REQUIREMENT: Which lines below hold the word "this"? Report each one.

DATA SECTION:

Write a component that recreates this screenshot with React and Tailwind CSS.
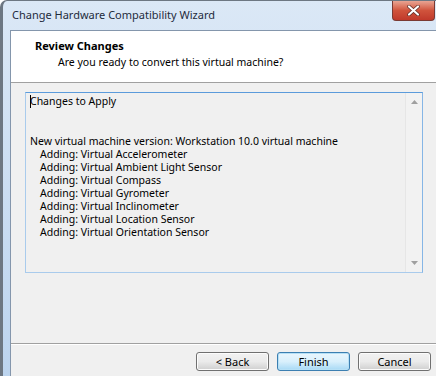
import React from "react";

const font = { fontFamily: '"Segoe UI", "Noto Sans", "DejaVu Sans", sans-serif' };

const lines = [
  "Adding: Virtual Accelerometer",
  "Adding: Virtual Ambient Light Sensor",
  "Adding: Virtual Compass",
  "Adding: Virtual Gyrometer",
  "Adding: Virtual Inclinometer",
  "Adding: Virtual Location Sensor",
  "Adding: Virtual Orientation Sensor",
];

function WinButton({ children, focused }) {
  return (
    <button
      className={`w-[73px] h-[19px] rounded-[3px] border text-[11px] leading-none text-black bg-gradient-to-b ${
        focused
          ? "border-[#3c7fb1] from-[#eaf6fd] via-[#d9f0fc] to-[#a7d9f5] shadow-[inset_0_0_0_1px_#b6e0f6]"
          : "border-[#707070] from-[#f2f2f2] via-[#ebebeb] to-[#cfcfcf] shadow-[inset_0_0_0_1px_#fcfcfc]"
      }`}
    >
      {children}
    </button>
  );
}

export default function App() {
  return (
    <div className="w-[436px] h-[376px] overflow-hidden bg-white" style={font}>
      <div className="w-full h-full flex flex-col rounded-tl-[7px] border-l-[3px] border-t border-[#6d7782] bg-gradient-to-b from-[#dbe8f6] to-[#bcd4ee]">
        <div className="h-[29px] flex items-start justify-between">
          <div className="pl-[9px] pt-[7px] text-[11px] leading-[14px] text-[#1e2b3c]">Change Hardware Compatibility Wizard</div>
          <div className="w-[43px] h-[20px] mr-[1px] rounded-b-[4px] border border-t-0 border-[#7a3a33] bg-gradient-to-b from-[#e8a493] via-[#d0533c] to-[#c0392b] flex items-center justify-center">
            <svg width="13" height="11" viewBox="0 0 13 11">
              <path d="M2 1.5 L11 9.5 M11 1.5 L2 9.5" stroke="#5a2a24" strokeWidth="3.6" strokeLinecap="round" />
              <path d="M2 1.5 L11 9.5 M11 1.5 L2 9.5" stroke="#ffffff" strokeWidth="2.2" strokeLinecap="round" />
            </svg>
          </div>
        </div>
        <div className="flex-1 ml-[7px] flex flex-col border-l border-t border-[#8496ac] bg-[#f0f0f0]">
          <div className="h-[52px] bg-white border-b border-[#a0a0a0] flex flex-col pl-[24px] pt-[7px]">
            <div className="text-[11px] font-bold text-black leading-[15px]">Review Changes</div>
            <div className="text-[10.5px] text-black leading-[15px] pl-[23px] mt-[2px]">
              Are you ready to convert this virtual machine?
            </div>
          </div>
          <div className="pl-[14px] pr-[13px] pt-[9px]">
            <div className="h-[181px] border border-[#a9cbec] border-t-[#5b9bdb] border-r-[#86b6e6] bg-[#f0f0f0] flex">
              <div className="flex-1 pl-[4px] pt-[2px] text-[10.5px] leading-[13px] text-black">
                <div>
                  <span className="inline-block w-px h-[13px] bg-black align-top -mr-px" />
                  Changes to Apply
                </div>
                <div className="h-[26px]" />
                <div className="mt-[1px]">New virtual machine version: Workstation 10.0 virtual machine</div>
                {lines.map((l) => (
                  <div key={l} className="pl-[10px]">
                    {l}
                  </div>
                ))}
              </div>
              <div className="w-[17px] flex flex-col justify-between items-center bg-[#f2f2f2] border-l border-[#e6e6e6]">
                <svg width="9" height="14" viewBox="0 0 9 14" className="mt-[2px]">
                  <path d="M1 9 L4.5 5 L8 9 Z" fill="#a0a0a0" />
                </svg>
                <svg width="9" height="14" viewBox="0 0 9 14" className="mb-[2px]">
                  <path d="M1 5 L4.5 9 L8 5 Z" fill="#a0a0a0" />
                </svg>
              </div>
            </div>
          </div>
          <div className="flex-1" />
          <div className="border-t border-[#a0a0a0] shadow-[inset_0_1px_0_#ffffff] h-[33px] flex items-start justify-end gap-[8px] pr-[5px] pt-[8px]">
            <WinButton>&lt; Back</WinButton>
            <WinButton focused>Finish</WinButton>
            <WinButton>Cancel</WinButton>
          </div>
        </div>
      </div>
    </div>
  );
}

WRITTEN SOLUTION:
Write a component that recreates this screenshot with React and Tailwind CSS.
              Are you ready to convert this virtual machine?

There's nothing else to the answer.